Point has really embraced the river where it meets the city, making it a beautiful destination (it reminded me of how the property owners have manicured their properties surrounding the Crystal River in Rural, WI). This is the park I remember so clearly but have never visited before or since. For a city park, it’s a gem.
Also, I noticed (stone or tile) letters embedded in the hillside of the park entrance declaring “City of Wonderful Water”. For being born in Point, I never heard the moniker “City of Wonderful Water” so I had to look that one up. I assumed it was phrase that just never caught on.
It turns out it their tap water was declared “Best in the Nation” one year. I would also like to think that it’s Point’s location, surrounded by beautiful lakes, creeks, the Plover and of course, the Wisconsin River that flows right through it. Iverson park is just one example of their love for the water and I actually thought that was a fitting declaration of the area, it is pretty wonderful.
What we didn’t like:
I can’t think of a single thing. I really enjoyed this paddle.
If we did this trip again:
This was really a paddle down memory lane for me. Taking what I know of rivers and creeks and comparing it to my memory of this river, Iverson and of course, my Dad making that historic jump in the river made this a really interesting and special paddle for me.

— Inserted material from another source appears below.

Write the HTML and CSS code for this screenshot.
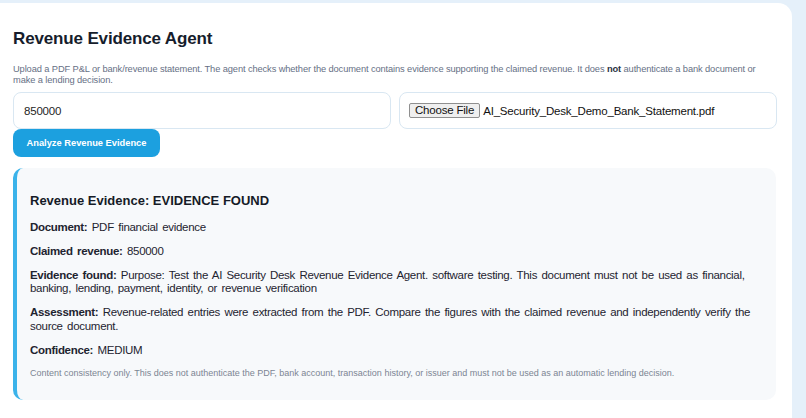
FILE: index.html
```html
<!DOCTYPE html>
<html lang="en">
<head>
<meta charset="utf-8">
<title>Revenue Evidence Agent</title>
<link rel="stylesheet" href="styles.css">
</head>
<body>
<main class="card">
  <h1 class="title">Revenue Evidence Agent</h1>
  <p class="desc">Upload a PDF P&amp;L or bank/revenue statement. The agent checks whether the document contains evidence supporting the claimed revenue. It does <b>not</b> authenticate a bank document or make a lending decision.</p>
  <div class="inputs">
    <div class="field"><span class="value">850000</span></div>
    <div class="field file">
      <span class="choose">Choose File</span>
      <span class="fname">AI_Security_Desk_Demo_Bank_Statement.pdf</span>
    </div>
  </div>
  <button class="analyze" type="button">Analyze Revenue Evidence</button>
  <section class="result">
    <h3 class="result-title">Revenue Evidence: EVIDENCE FOUND</h3>
    <p><b>Document:</b> PDF financial evidence</p>
    <p><b>Claimed revenue:</b> 850000</p>
    <p><b>Evidence found:</b> Purpose: Test the AI Security Desk Revenue Evidence Agent. software testing. This document must not be used as financial, banking, lending, payment, identity, or revenue verification</p>
    <p><b>Assessment:</b> Revenue-related entries were extracted from the PDF. Compare the figures with the claimed revenue and independently verify the source document.</p>
    <p><b>Confidence:</b> MEDIUM</p>
    <p class="note">Content consistency only. This does not authenticate the PDF, bank account, transaction history, or issuer and must not be used as an automatic lending decision.</p>
  </section>
</main>
</body>
</html>
```
FILE: styles.css
```css
* { box-sizing: border-box; }
html, body { margin: 0; padding: 0; }
body {
  background: #e5f0fa;
  font-family: "Liberation Sans", Arial, sans-serif;
  height: 418px;
  overflow: hidden;
}
.card {
  background: #ffffff;
  margin-top: 3px;
  width: 792px;
  min-height: 430px;
  border-radius: 0 14px 0 0;
  padding: 26px 15px 20px 13px;
}
.title {
  margin: 0;
  font-size: 17px;
  line-height: 20px;
  letter-spacing: -0.15px;
  font-weight: 700;
  color: #161d2c;
}
.desc {
  margin: 15px 0 0;
  font-size: 9.3px;
  line-height: 11px;
  letter-spacing: -0.11px;
  color: #667085;
}
.desc b { color: #2b3342; }
.inputs {
  display: grid;
  grid-template-columns: 1fr 1fr;
  gap: 8px;
  margin-top: 6px;
}
.field {
  height: 37px;
  border: 1px solid #d9e7f2;
  border-radius: 8px;
  display: flex;
  align-items: center;
  padding-left: 10px;
  font-size: 11.5px;
  color: #1f1f1f;
  background: #fff;
}
.value { letter-spacing: -0.2px; }
.file { padding-left: 9px; }
.choose {
  display: inline-block;
  height: 15px;
  line-height: 13px;
  padding: 0 5px;
  background: #efefef;
  border: 1px solid #8f8f8f;
  border-radius: 2px;
  font-size: 11.5px;
  letter-spacing: -0.2px;
  color: #111;
}
.fname {
  margin-left: 3px;
  letter-spacing: -0.2px;
  color: #111;
}
.analyze {
  display: block;
  margin-top: 0;
  width: 147px;
  height: 28px;
  border: none;
  border-radius: 8px;
  background: #1ca0df;
  color: #fff;
  font-family: "Liberation Sans", Arial, sans-serif;
  font-size: 9.3px;
  font-weight: 700;
  padding: 0;
}
.result {
  margin-top: 11px;
  width: 763px;
  background: #f7f9fb;
  border-left: 4px solid #3bb3ea;
  border-radius: 10px;
  padding: 25px 14px 22px 13px;
}
.result-title {
  margin: 0 0 13px;
  font-size: 13px;
  line-height: 15px;
  font-weight: 700;
  color: #151b27;
}
.result p {
  margin: 0 0 10px;
  font-size: 11.5px;
  line-height: 13.8px;
  letter-spacing: -0.3px;
  word-spacing: 1.5px;
  color: #1e2430;
}
.result p.note {
  margin: 0;
  font-size: 9px;
  line-height: 10.4px;
  letter-spacing: 0;
  word-spacing: 0;
  color: #7c8593;
}
```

It wasn’t quite like tracing the wake of Lewis and Clark but it was cool to relate my knowledge of creeks and rivers to a canoe trip I did as a kid over two decades ago and it sure was fun. And just like my first paddle, I recommend this for first-time paddlers to make some memories of their own.
This section probably deserves more of a three-and-a-half star rating instead of three but since we don’t half-star paddles, I’ll leave it there. It’s really a great entry-level paddle by canoe or kayak.